1)      Unionizing educators against the public is a bad idea.  Or at the very least, it’s bad PR.  Unionized employees to demand more benefit from public funds leaves mostly outspoken conservatives to push back.  Imagine if there were no teacher’s union.  Then schools and government would have nothing to oppose and instead be preoccupied with attracting a retaining true teaching talent.

2)      The concept of tenure is outdated.  In history I’m sure it had good intentions.  But now it seems to just mean “bonus” with nothing to do to earn that extra money or to demonstrate any kind of proficiency to necessitate additional "earnings".

3)      Reading, writing, and arithmetic is all good.  But some of what children learn in school these days is awful.  Maybe not so much a formal curriculum problem as much as it is a moral decay in schools where no longer can a child be shamed for behaving immorally.

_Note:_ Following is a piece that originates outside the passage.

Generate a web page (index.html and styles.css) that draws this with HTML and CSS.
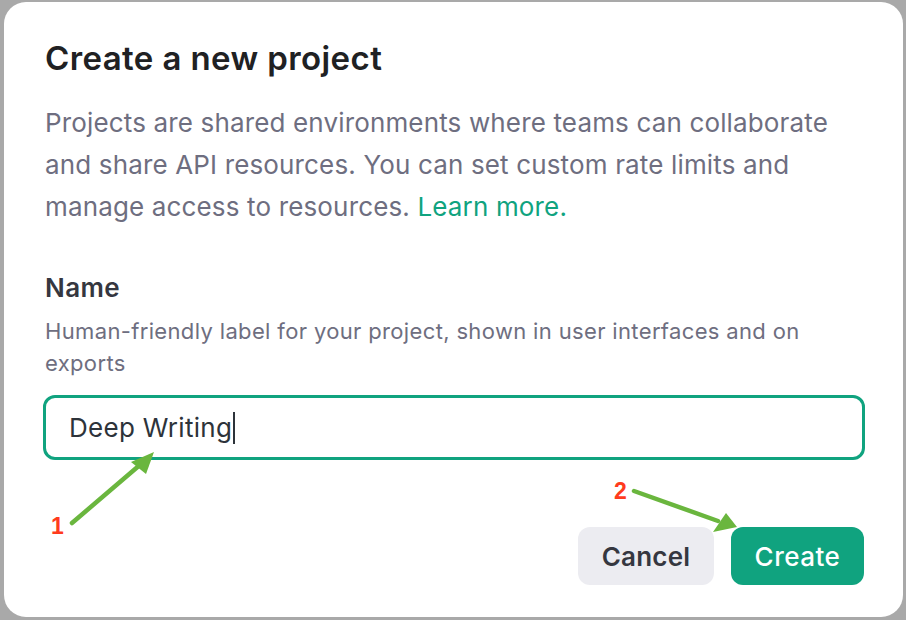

4)      Public schools spend too many resources on the lowest-performing students at a cost of the highest-performing students.  I think it is a mistake for public schools to take on the deficiencies of some parents.  Every student should have equal opportunity of public education.  But not every student will succeed – and that should be ok so far as the public is concerned.  Schools should not be a replacement for good parenting.

5)      It is offensive for a family to move into the school district of their choice only for the school system to someday reorganize districts to force some kind of diversity thing.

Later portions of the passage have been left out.